Bringing this completed checklist to your confidential case review with Law Offices Of SRIS, P.C. will significantly streamline the initial assessment process and allow our seasoned attorneys to provide you with the most accurate and strategic advice possible.
Strategic Defenses & Legal Approaches
Mounting an effective defense against criminal contempt of a protective order in Virginia requires a nuanced understanding of legal precedents and the specific facts of your case, focusing on challenging the prosecution’s ability to prove willfulness or knowledge.
With decades of experience defending individuals in Virginia courts, I’ve developed and refined various defense strategies for criminal contempt charges. The best approach is always tailored to the unique circumstances of each client and the evidence presented by the prosecution. Here are some common and effective defense strategies:
1. Lack of Knowledge or Proper Service
As discussed, the prosecution must prove you knew about the protective order and its specific terms. Defenses in this area include:
- Improper Service: If the protective order was never properly served on you according to Virginia law, you cannot be held in willful contempt.
- Ambiguous Terms: If the order’s language was vague or contradictory, leading to a reasonable misunderstanding of what was prohibited.
- Lack of Notice: Arguing that you were genuinely unaware of the order’s existence, perhaps if it was issued in your absence and not properly communicated.

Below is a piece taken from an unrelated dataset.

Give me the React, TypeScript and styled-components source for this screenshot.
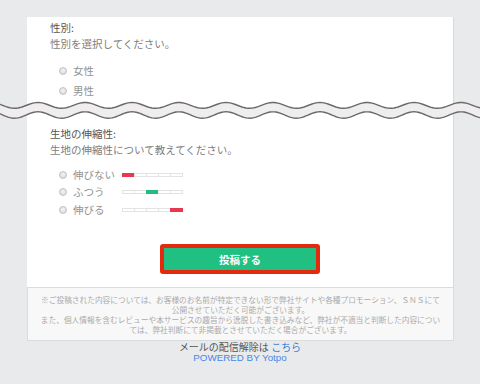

2. Unintentional or Accidental Contact
The “willful” element is key. If contact occurred but was genuinely accidental or unavoidable, it might not constitute a willful violation:
- Incidental Contact: An accidental encounter in a public place (e.g., a grocery store, a public park) where you immediately left upon recognizing the protected party, demonstrating no intent to violate the order. This is a common defense, but requires quick, documented action on the accused’s part.
- Third-Party Actions: If a third party brought the protected person to your location without your knowledge or consent, or if they passed information to you without your solicitation, and you did not then engage in willful contact.
- Emergency Situations: In rare cases, contact might be justifiable due to a legitimate emergency, such as a life-threatening situation involving a child.
3. Challenging the Validity of the Order
While less common in criminal contempt cases (as the criminal court generally assumes the civil order’s validity), there might be rare circumstances where the underlying protective order itself can be challenged, especially if it was obtained fraudulently or through procedural errors that render it void.
4. False Accusations or Credibility Challenges
Unfortunately, protective orders can sometimes be used as a weapon in contentious divorce or custody battles. Defense strategies may include:
- Motive to Lie: Demonstrating that the protected party has a motive to fabricate or exaggerate the violation, such as gaining an advantage in another legal proceeding.
- Inconsistent Statements: Highlighting inconsistencies in the protected party’s statements to police or in previous court proceedings.
- Lack of Corroborating Evidence: Arguing that the prosecution’s case relies solely on the accuser’s testimony without independent evidence to support the claim.
5. Consent or Invitation (with extreme caution)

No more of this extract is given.